Vance fans have been waiting for this book for a while. Ports Of Call appeared in 1998, and many feared that Lurulu would never emerge, as Vance is very old, and now nearly blind. These impediments may have delayed production, but they have not impaired his abilities to conjure exotic locales and their eccentric inhabitants. The Glicca travels to a number of distinctive worlds where the crew has to deal with the peculiarities of local custom, usually in the shape of self-important minor functionaries of a vaguely obstructive demeanour. Their dialogue sparkles with Vance's characteristic Wodehousian wit and delicious circumlocutions rooted in their desire for ease, pleasure, riches or some combination of the three.
Although Lurulu resolves the plot threads left dangling at the end of the previous volume, the plotting is, in general, even more perfunctory than is usual, even in Vance's later work. This book concentrates on each of the crewmember's search for satisfaction and contentment, a feeling that they call 'lurulu', a word "drawn from the language of myth." While each seems to understand what it is they are seeking, it seems to be an elusive concept that none can easily summarise.
It is worth noting that 'Lurulu' is the name of the mischievous troll befriended by Prince Orion in The King Of Elfland's Daughter by Lord Dunsany, who was a popular fantasist around the time that Vance was a boy - The King Of Elfland's Daughter was first published in 1924. Much of Dunsany's book concerns Orion's search for the ineffable Elfland, which seems to taunt him with its closeness yet torment him with its remoteness. Similarly, Myron and friends find lurulu is both impossibly distant and paradoxically close at hand.
Knowing Vance's advanced years, and his difficulties in completing this, it is tempting to see Lurulu as a swan song. It is redolent with nostalgia and it's hard not see Vance's own early life in the merchant navy, and subsequent itinerant lifestyle, in the wanderings of the young Myron Tany, and ruminations on the nature of lurulu as a reflection of his own lifelong love of travel and adventure. This is no grand capstone to his illustrious career, however, but more a quiet contemplation of a life well spent.

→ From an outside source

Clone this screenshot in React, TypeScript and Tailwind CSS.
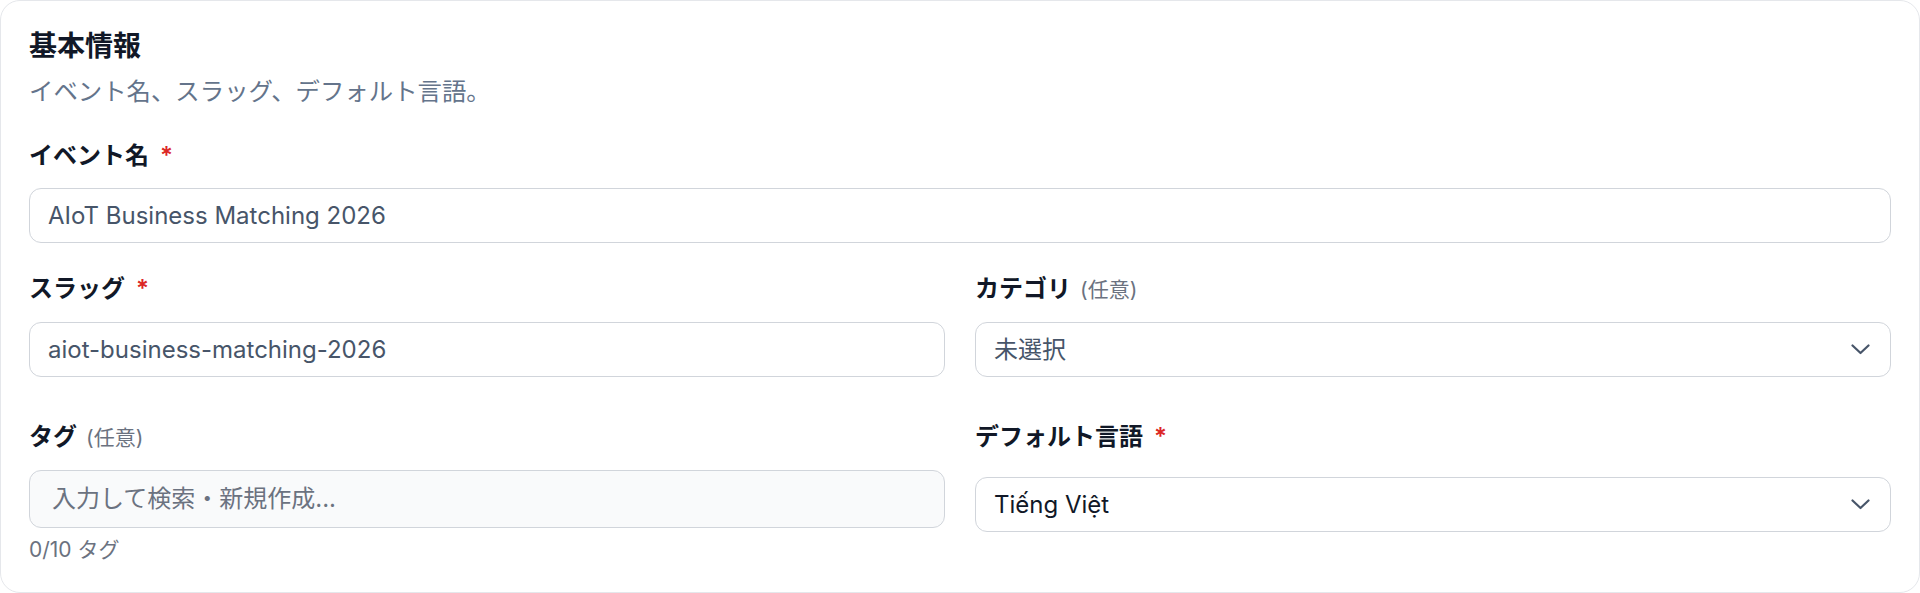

It is a slim volume compared to Ports Of Call and his previous novel, Night Lamp, and will likely leave the casual reader dissatisfied. While Vance's prose has lost none of its vigour the story doesn't have the driving thriller pace of his earlier work, or even the convoluted machinations of the Cadwal Chronicles. For the connoisseur, however, this has the sweet taste of the wine made from late-picked grapes, a rarefied liquor to stimulate the palette at the end of a particularly fine meal.